- **Exercise task**: Copy the data that follows exactly. Include no pictures.

- **Supplied material**:
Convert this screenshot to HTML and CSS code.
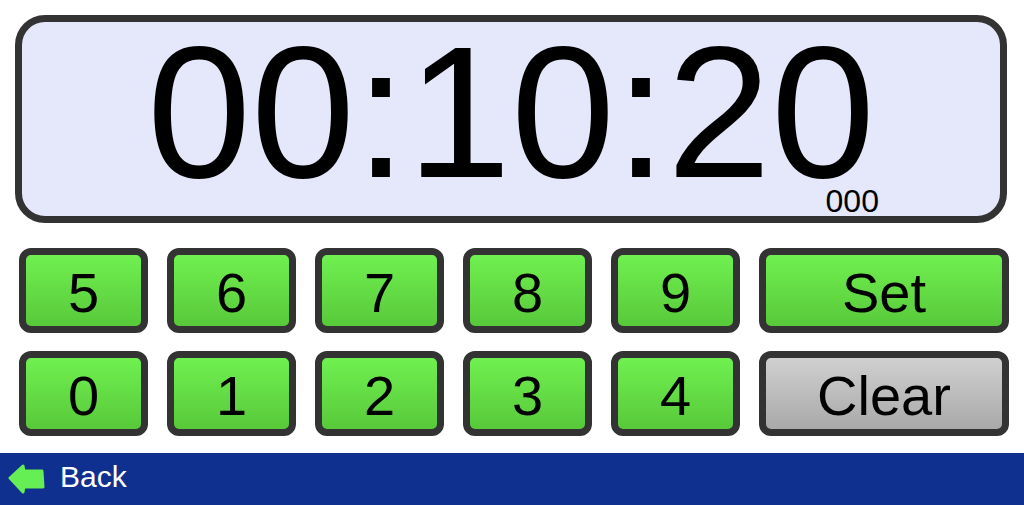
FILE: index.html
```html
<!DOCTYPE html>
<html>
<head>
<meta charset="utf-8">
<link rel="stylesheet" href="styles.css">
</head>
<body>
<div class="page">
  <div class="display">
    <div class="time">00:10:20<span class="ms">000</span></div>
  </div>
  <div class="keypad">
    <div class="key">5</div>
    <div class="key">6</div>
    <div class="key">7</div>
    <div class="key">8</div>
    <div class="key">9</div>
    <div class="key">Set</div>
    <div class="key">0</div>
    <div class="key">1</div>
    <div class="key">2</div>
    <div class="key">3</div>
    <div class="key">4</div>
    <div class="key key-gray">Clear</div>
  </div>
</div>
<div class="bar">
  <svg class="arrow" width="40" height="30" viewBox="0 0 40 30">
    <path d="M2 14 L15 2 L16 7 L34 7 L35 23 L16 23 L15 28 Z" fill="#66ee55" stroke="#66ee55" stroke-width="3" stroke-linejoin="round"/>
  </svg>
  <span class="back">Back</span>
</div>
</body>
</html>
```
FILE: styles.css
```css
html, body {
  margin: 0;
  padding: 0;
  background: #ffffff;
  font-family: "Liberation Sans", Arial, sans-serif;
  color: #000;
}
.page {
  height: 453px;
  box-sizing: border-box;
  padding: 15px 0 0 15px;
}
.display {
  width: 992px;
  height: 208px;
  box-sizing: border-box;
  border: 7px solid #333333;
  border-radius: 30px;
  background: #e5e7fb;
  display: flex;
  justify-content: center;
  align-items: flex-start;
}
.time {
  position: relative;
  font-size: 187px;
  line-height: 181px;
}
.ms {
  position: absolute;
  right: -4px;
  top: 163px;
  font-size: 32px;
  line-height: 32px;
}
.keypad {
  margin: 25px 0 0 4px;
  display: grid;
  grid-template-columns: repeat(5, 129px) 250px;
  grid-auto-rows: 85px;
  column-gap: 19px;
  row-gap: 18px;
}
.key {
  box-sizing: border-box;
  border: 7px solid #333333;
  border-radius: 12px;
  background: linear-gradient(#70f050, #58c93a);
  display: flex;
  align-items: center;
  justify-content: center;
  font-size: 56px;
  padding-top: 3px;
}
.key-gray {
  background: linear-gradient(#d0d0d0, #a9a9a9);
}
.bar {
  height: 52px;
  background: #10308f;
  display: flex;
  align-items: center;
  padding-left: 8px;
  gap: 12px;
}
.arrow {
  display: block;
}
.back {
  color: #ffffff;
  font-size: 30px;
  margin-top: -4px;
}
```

- **Response to the task**:
Convert this screenshot to HTML and CSS code.
FILE: index.html
```html
<!DOCTYPE html>
<html>
<head>
<meta charset="utf-8">
<link rel="stylesheet" href="styles.css">
</head>
<body>
<div class="page">
  <div class="display">
    <div class="time">00:10:20<span class="ms">000</span></div>
  </div>
  <div class="keypad">
    <div class="key">5</div>
    <div class="key">6</div>
    <div class="key">7</div>
    <div class="key">8</div>
    <div class="key">9</div>
    <div class="key">Set</div>
    <div class="key">0</div>
    <div class="key">1</div>
    <div class="key">2</div>
    <div class="key">3</div>
    <div class="key">4</div>
    <div class="key key-gray">Clear</div>
  </div>
</div>
<div class="bar">
  <svg class="arrow" width="40" height="30" viewBox="0 0 40 30">
    <path d="M2 14 L15 2 L16 7 L34 7 L35 23 L16 23 L15 28 Z" fill="#66ee55" stroke="#66ee55" stroke-width="3" stroke-linejoin="round"/>
  </svg>
  <span class="back">Back</span>
</div>
</body>
</html>
```
FILE: styles.css
```css
html, body {
  margin: 0;
  padding: 0;
  background: #ffffff;
  font-family: "Liberation Sans", Arial, sans-serif;
  color: #000;
}
.page {
  height: 453px;
  box-sizing: border-box;
  padding: 15px 0 0 15px;
}
.display {
  width: 992px;
  height: 208px;
  box-sizing: border-box;
  border: 7px solid #333333;
  border-radius: 30px;
  background: #e5e7fb;
  display: flex;
  justify-content: center;
  align-items: flex-start;
}
.time {
  position: relative;
  font-size: 187px;
  line-height: 181px;
}
.ms {
  position: absolute;
  right: -4px;
  top: 163px;
  font-size: 32px;
  line-height: 32px;
}
.keypad {
  margin: 25px 0 0 4px;
  display: grid;
  grid-template-columns: repeat(5, 129px) 250px;
  grid-auto-rows: 85px;
  column-gap: 19px;
  row-gap: 18px;
}
.key {
  box-sizing: border-box;
  border: 7px solid #333333;
  border-radius: 12px;
  background: linear-gradient(#70f050, #58c93a);
  display: flex;
  align-items: center;
  justify-content: center;
  font-size: 56px;
  padding-top: 3px;
}
.key-gray {
  background: linear-gradient(#d0d0d0, #a9a9a9);
}
.bar {
  height: 52px;
  background: #10308f;
  display: flex;
  align-items: center;
  padding-left: 8px;
  gap: 12px;
}
.arrow {
  display: block;
}
.back {
  color: #ffffff;
  font-size: 30px;
  margin-top: -4px;
}
```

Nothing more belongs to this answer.